I would suggest using a professional designer unless the work overall is lo-fi or very simple indeed. Photographers get rightly annoyed when they hear about amateurs taking work away from them and producing sub-standard work, the same goes for book design – pay a professional, it’s worth the money.

So you have your run of beautifully designed and realised books, can you talk us through your approach to marketing?

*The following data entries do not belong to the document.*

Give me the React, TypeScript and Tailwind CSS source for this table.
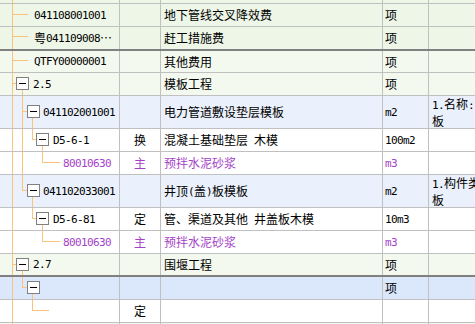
import React from 'react';

/* ───────────── text: CJK runs at 12px, ascii runs in a mono face ───────────── */

const CJK = /([\u2026\u3000-\u303f\u4e00-\u9fff\uff00-\uffef]+)/;

function Txt({ s }: { s: string }) {
  return (
    <>
      {s
        .split(CJK)
        .filter(Boolean)
        .map((p, i) =>
          CJK.test(p) ? (
            <span key={i} className="text-[12px] font-['Noto_Sans_CJK_SC',sans-serif]">
              {p}
            </span>
          ) : (
            <span
              key={i}
              className="text-[11px] tracking-[-0.62px] font-['DejaVu_Sans_Mono',monospace] whitespace-pre"
            >
              {p}
            </span>
          )
        )}
    </>
  );
}

/* ───────────── tree connectors (page coordinates) ───────────── */

const ORANGE = '#fbc27a';
const VLINES = [
  [12, 0, 324],
  [22, 89, 190],
  [32, 117, 139],
  [42, 145, 162],
  [32, 196, 218],
  [42, 224, 241],
  [22, 270, 287],
  [32, 293, 310],
];
const HLINES = [
  [14, 12, 28],
  [36, 12, 28],
  [60, 12, 28],
  [83, 12, 16],
  [111, 22, 27],
  [139, 32, 36],
  [162, 42, 60],
  [190, 22, 27],
  [218, 32, 36],
  [241, 42, 60],
  [264, 12, 16],
  [287, 22, 27],
  [310, 32, 49],
];
const BOXES = [
  [16, 77],
  [27, 105],
  [36, 133],
  [27, 184],
  [36, 212],
  [16, 258],
  [27, 281],
];

function Tree({ top, h }: { top: number; h: number }) {
  return (
    <svg
      className="absolute left-0 top-0"
      width={119}
      height={h}
      viewBox={`0 ${top} 119 ${h}`}
      shapeRendering="crispEdges"
    >
      {VLINES.map(([x, y1, y2], i) => (
        <line key={'v' + i} x1={x + 0.5} y1={y1} x2={x + 0.5} y2={y2 + 1} stroke={ORANGE} />
      ))}
      {HLINES.map(([y, x1, x2], i) => (
        <line key={'h' + i} x1={x1} y1={y + 0.5} x2={x2} y2={y + 0.5} stroke={ORANGE} />
      ))}
      {BOXES.map(([x, y], i) => (
        <g key={'b' + i}>
          <rect x={x + 0.5} y={y + 0.5} width={12} height={12} fill="#fff" stroke="#808080" />
          <line x1={x + 3} y1={y + 6.5} x2={x + 10} y2={y + 6.5} stroke="#000" />
        </g>
      ))}
    </svg>
  );
}

/* ───────────── rows ───────────── */

type Row = {
  top: number;
  h: number;
  bg: string;
  thick?: boolean;
  code?: string;
  codeX?: number;
  mark?: string;
  name?: string;
  unit?: string;
  desc?: [string, string];
  purple?: boolean;
};

const G1 = 'bg-[#edf6e7]';
const G2 = 'bg-[#f4f9f0]';
const BL = 'bg-[#eaf1fc]';
const SEL = 'bg-[#dbe8fb]';
const WH = 'bg-white';

const ROWS: Row[] = [
  { top: 0, h: 3, bg: G1 },
  { top: 4, h: 22, bg: G1, code: '041108001001', codeX: 34, name: '地下管线交叉降效费', unit: '项' },
  { top: 27, h: 22, bg: G1, thick: true, code: '粤041109008…', codeX: 34, name: '赶工措施费', unit: '项' },
  { top: 51, h: 21, bg: G2, code: 'QTFY00000001', codeX: 34, name: '其他费用', unit: '项' },
  { top: 73, h: 22, bg: G2, code: '2.5', codeX: 33, name: '模板工程', unit: '项' },
  {
    top: 96, h: 32, bg: BL, code: '041102001001', codeX: 43, name: '电力管道敷设垫层模板', unit: 'm2',
    desc: ['1.名称:电力管道敷设垫层模', '板'],
  },
  { top: 129, h: 22, bg: WH, code: 'D5-6-1', codeX: 53, mark: '换', name: '混凝土基础垫层 木模', unit: '100m2' },
  { top: 152, h: 22, bg: WH, code: '80010630', codeX: 63, mark: '主', name: '预拌水泥砂浆', unit: 'm3', purple: true },
  {
    top: 175, h: 32, bg: BL, code: '041102033001', codeX: 43, name: '井顶(盖)板模板', unit: 'm2',
    desc: ['1.构件类型:井顶(盖)板模', '板'],
  },
  { top: 208, h: 22, bg: WH, code: 'D5-6-81', codeX: 53, mark: '定', name: '管、渠道及其他 井盖板木模', unit: '10m3' },
  { top: 231, h: 22, bg: WH, code: '80010630', codeX: 63, mark: '主', name: '预拌水泥砂浆', unit: 'm3', purple: true },
  { top: 254, h: 21, bg: G2, thick: true, code: '2.7', codeX: 33, name: '围堰工程', unit: '项' },
  { top: 277, h: 22, bg: SEL, unit: '项' },
  { top: 300, h: 22, bg: WH, mark: '定' },
  { top: 323, h: 8, bg: G2 },
];

function TableRow({ r }: { r: Row }) {
  const color = r.purple ? 'text-[#a43fc8]' : 'text-black';
  return (
    <div
      className={`flex shrink-0 ${r.bg} ${color} ${
        r.thick ? 'border-b-2 border-[#808080]' : 'border-b border-[#c0c0c0]'
      }`}
      style={{ height: r.h + (r.thick ? 2 : 1) }}
    >
      <div className="relative w-[120px] shrink-0 border-r border-[#c0c0c0] overflow-hidden">
        <Tree top={r.top} h={r.h} />
        {r.code && (
          <div
            className="relative flex h-full items-center whitespace-nowrap leading-none"
            style={{ paddingLeft: r.codeX }}
          >
            <Txt s={r.code} />
          </div>
        )}
      </div>
      <div className="flex w-[41px] shrink-0 items-center justify-center border-r border-[#c0c0c0] leading-none">
        {r.mark && <Txt s={r.mark} />}
      </div>
      <div className="flex w-[222px] shrink-0 items-center overflow-hidden whitespace-nowrap border-r border-[#c0c0c0] pl-[3px] leading-none">
        {r.name && <Txt s={r.name} />}
      </div>
      <div className="flex w-[46px] shrink-0 items-center overflow-hidden whitespace-nowrap border-r border-[#c0c0c0] pl-[2px] leading-none">
        {r.unit && <Txt s={r.unit} />}
      </div>
      <div className="flex min-w-0 flex-1 flex-col justify-center overflow-hidden whitespace-nowrap pl-[3px] leading-[15px]">
        {r.desc?.map((d, i) => (
          <div key={i}>
            <Txt s={d} />
          </div>
        ))}
      </div>
    </div>
  );
}

export default function App() {
  return (
    <div className="flex h-[324px] w-[475px] flex-col overflow-hidden bg-white">
      {ROWS.map((r) => (
        <TableRow key={r.top} r={r} />
      ))}
    </div>
  );
}
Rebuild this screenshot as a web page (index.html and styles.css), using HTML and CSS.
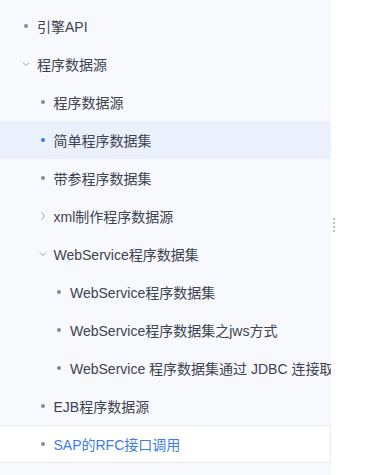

The final part of this mini business is of course pricing. If you’ve been snapped up by Faber & Faber for a 20 book deal, you don’t have to worry about the next bit. If you’re self-publishing in low volume, however, It’s a very simple retail business price segmentation. If a copy of your book has cost you £20 to produce, then a standard profit margin would be a further £20 for the author, bringing your wholesale price to £40. Any retailer or onward seller will then want the same margin leaving your RRP in a bookstore at £60. This final pricing segment can be mitigated if you sell in person but it’s easy to forget the additional costs of running your mini-publishing house, a website or money handling fees are examples. When it comes to shipping, the cost, of course, varies with location and this has to accounted for in your production costs and profit margins. The best way to ship photobooks and ensure they arrive in perfect condition is to use an oversize cardboard padded bag. Wrap the book in plenty of small bubble wrap, ensure it fits tightly into the bag and the package will survive any manner of abuse. The packaging cost will obviously be commensurate to the quality and cost of the contents.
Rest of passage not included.